Anwälte und Zeugen sind freier. Sie können sich an die Presse wenden, sie inszenieren. „Litigation PR“, prozessbegleitende Öffentlichkeitsarbeit, ist kein neues Phänomen. Allerdings: Vor Gericht gilt die Wahrheitspflicht, vor der Presse nicht. Ein Zeuge kann seine Aussage entwerten, wenn er sich erst mit Journalisten einlässt und dann vor die Richter tritt. Ähnlich der Anwalt, der seinem Mandanten mehr schaden als nutzen kann, wenn er Ermittlungsakten im Vorfeld für Journalisten öffnet.

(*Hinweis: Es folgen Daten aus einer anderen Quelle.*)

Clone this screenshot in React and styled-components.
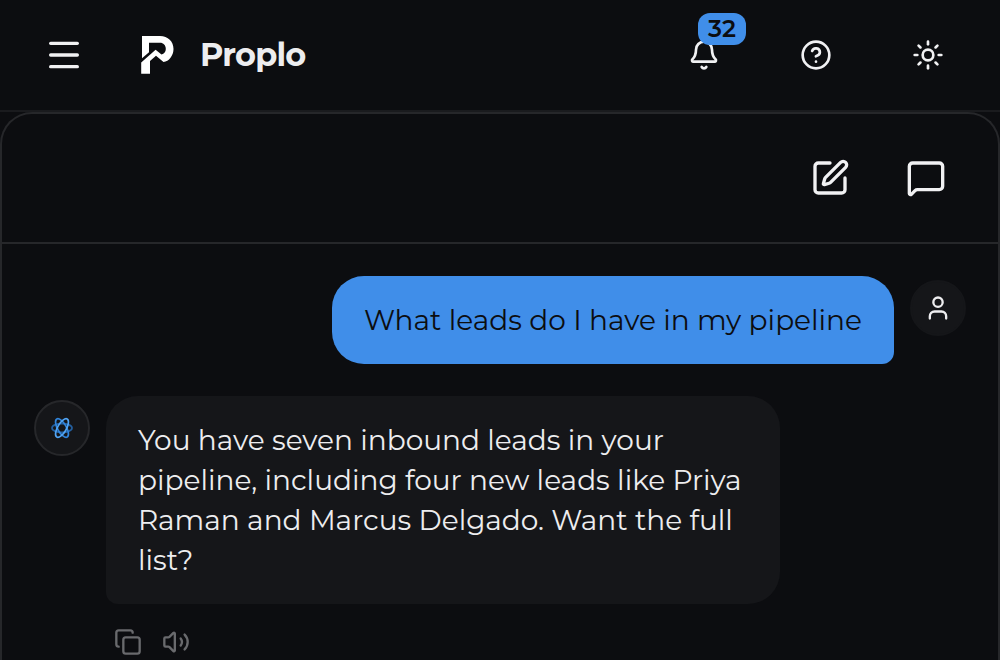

Auch die Berichterstatter sind frei, freier als alle. Sollte dies dem einen oder anderen zu viel Freiheit sein, hilft ein Blick in den Pressekodex. Berichterstatter sollen nicht vorverurteilen – oder vorfreisprechen – und sie sollen zunächst über das Verfahren und die richterliche Bewertung berichten, bevor sie selbst Beweise würdigen. Droht ein dramatisches Fehlurteil, verfügen Journalisten über Indizien oder Informationen, die sonst keiner hat, sollten sie sich natürlich in den Prozess einschalten. Aber das ist selten so.

All dies kulminiert im außerordentlichen Fall Kachelmann. Er zeigt musterhaft, ob und wie das Recht die Frage nach Schuld beantworten kann. Der normativen Elaboriertheit und Gewissheit von Gesetz und Judizen steht die geballte Ungewissheit des gelebten „echten“ Lebens gegenüber. Der Konflikt mündet in der klassischen Konstellation „Aussage gegen Aussage“, die keineswegs bedeutet, dass einer freigesprochen werden muss.

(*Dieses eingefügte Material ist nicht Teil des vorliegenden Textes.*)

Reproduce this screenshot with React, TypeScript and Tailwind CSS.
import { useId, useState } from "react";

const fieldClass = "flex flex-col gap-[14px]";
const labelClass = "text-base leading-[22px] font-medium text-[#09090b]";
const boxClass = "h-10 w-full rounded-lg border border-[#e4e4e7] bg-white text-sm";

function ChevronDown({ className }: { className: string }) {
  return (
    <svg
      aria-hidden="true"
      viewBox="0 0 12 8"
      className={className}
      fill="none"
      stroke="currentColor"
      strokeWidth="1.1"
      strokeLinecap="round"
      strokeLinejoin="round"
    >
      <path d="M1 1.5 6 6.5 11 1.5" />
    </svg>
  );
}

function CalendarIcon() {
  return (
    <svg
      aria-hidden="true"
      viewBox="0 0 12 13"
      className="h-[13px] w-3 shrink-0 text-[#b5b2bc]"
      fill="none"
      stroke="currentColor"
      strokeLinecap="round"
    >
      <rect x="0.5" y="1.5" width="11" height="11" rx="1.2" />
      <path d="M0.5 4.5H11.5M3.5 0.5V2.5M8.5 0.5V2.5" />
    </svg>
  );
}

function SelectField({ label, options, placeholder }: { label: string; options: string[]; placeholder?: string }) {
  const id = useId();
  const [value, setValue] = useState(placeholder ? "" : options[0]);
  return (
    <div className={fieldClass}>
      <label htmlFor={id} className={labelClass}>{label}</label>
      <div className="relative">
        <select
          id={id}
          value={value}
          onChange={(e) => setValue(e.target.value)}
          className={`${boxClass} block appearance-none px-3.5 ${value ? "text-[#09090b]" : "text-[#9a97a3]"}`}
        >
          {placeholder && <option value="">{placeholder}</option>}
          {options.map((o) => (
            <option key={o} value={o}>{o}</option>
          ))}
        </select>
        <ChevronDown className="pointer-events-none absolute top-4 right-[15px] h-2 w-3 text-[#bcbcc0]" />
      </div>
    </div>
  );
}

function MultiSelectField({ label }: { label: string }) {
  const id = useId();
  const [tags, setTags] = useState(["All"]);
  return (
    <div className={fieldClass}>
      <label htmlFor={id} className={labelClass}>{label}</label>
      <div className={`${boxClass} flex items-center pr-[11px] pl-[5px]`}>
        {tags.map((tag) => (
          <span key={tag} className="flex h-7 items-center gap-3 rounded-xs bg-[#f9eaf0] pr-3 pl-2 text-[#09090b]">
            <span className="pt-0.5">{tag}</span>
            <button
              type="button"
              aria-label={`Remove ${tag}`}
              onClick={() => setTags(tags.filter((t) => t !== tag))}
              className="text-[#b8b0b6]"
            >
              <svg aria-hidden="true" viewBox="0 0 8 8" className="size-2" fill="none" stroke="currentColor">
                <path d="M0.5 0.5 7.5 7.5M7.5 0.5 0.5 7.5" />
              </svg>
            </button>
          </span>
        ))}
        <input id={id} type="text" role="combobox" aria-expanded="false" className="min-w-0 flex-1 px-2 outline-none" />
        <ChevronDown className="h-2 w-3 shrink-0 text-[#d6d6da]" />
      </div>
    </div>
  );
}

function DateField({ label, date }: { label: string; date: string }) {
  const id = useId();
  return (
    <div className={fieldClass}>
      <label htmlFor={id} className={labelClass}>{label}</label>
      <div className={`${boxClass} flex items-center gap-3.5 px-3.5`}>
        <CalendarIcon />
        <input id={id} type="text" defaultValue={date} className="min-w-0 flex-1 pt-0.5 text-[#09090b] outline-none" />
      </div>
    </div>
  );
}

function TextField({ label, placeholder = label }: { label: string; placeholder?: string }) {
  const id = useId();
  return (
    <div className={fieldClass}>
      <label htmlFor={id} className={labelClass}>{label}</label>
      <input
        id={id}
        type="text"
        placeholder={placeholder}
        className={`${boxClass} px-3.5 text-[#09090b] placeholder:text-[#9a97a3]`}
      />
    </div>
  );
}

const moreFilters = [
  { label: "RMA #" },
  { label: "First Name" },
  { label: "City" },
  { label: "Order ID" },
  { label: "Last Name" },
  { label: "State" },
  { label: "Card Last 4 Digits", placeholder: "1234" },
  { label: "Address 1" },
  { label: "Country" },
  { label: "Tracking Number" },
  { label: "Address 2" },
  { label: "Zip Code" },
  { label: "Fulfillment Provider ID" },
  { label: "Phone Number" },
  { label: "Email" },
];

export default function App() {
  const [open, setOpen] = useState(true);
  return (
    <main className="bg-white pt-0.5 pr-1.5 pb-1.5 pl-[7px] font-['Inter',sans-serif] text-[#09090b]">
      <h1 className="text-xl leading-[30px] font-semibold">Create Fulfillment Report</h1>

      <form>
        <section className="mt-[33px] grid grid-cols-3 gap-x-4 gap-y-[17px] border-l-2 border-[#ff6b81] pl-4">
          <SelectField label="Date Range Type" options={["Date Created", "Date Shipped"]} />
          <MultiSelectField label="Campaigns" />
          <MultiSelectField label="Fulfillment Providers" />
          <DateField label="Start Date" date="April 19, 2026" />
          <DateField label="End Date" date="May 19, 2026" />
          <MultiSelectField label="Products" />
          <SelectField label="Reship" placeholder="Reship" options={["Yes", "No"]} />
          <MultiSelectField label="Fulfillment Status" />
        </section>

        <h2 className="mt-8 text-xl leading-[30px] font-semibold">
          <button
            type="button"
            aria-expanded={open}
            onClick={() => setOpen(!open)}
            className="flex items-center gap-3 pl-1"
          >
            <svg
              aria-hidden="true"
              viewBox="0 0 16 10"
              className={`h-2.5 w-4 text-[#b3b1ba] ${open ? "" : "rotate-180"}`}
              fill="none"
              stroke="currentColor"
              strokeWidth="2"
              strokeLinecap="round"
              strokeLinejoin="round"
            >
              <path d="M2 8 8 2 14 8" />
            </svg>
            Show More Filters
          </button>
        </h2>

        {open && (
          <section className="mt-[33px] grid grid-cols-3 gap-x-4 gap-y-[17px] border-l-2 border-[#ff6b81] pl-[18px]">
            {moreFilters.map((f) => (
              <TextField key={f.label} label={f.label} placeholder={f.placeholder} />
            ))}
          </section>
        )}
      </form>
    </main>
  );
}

Psychologische Gutachten haben einen hohen Standard erreicht. Doch Wahrheit gibt es darin nicht und auch nicht die Wirklichkeit, auf die es ankommt, die prozessuale. Ihre allgemeine Hochschätzung, beispielsweise in der Debatte um Sicherungsverwahrung, vermittelt einen trügerischen Eindruck. Psychologen können nicht erkennen, was ein Mensch künftig tut oder ob er lügt. Sie können dem Gericht nur anbieten, eine von bestimmten wissenschaftlichen Standards geprägte Perspektive einzunehmen. Vergleichbares gilt für die Rechtsmedizin. Sachverständige sind nicht einmal Berater, sie sind Helfer des Gerichts. Wollen sie ihrer Perspektive zum Durchbruch verhelfen, verfehlen sie ihren Job.

Im Dezember geht es mit Kachelmann weiter. Das Urteil und seine Rezeption werden zeigen, wo Justiz und Medien stehen. Jeder bekommt noch genug Gelegenheit, sich einen Platz zu suchen.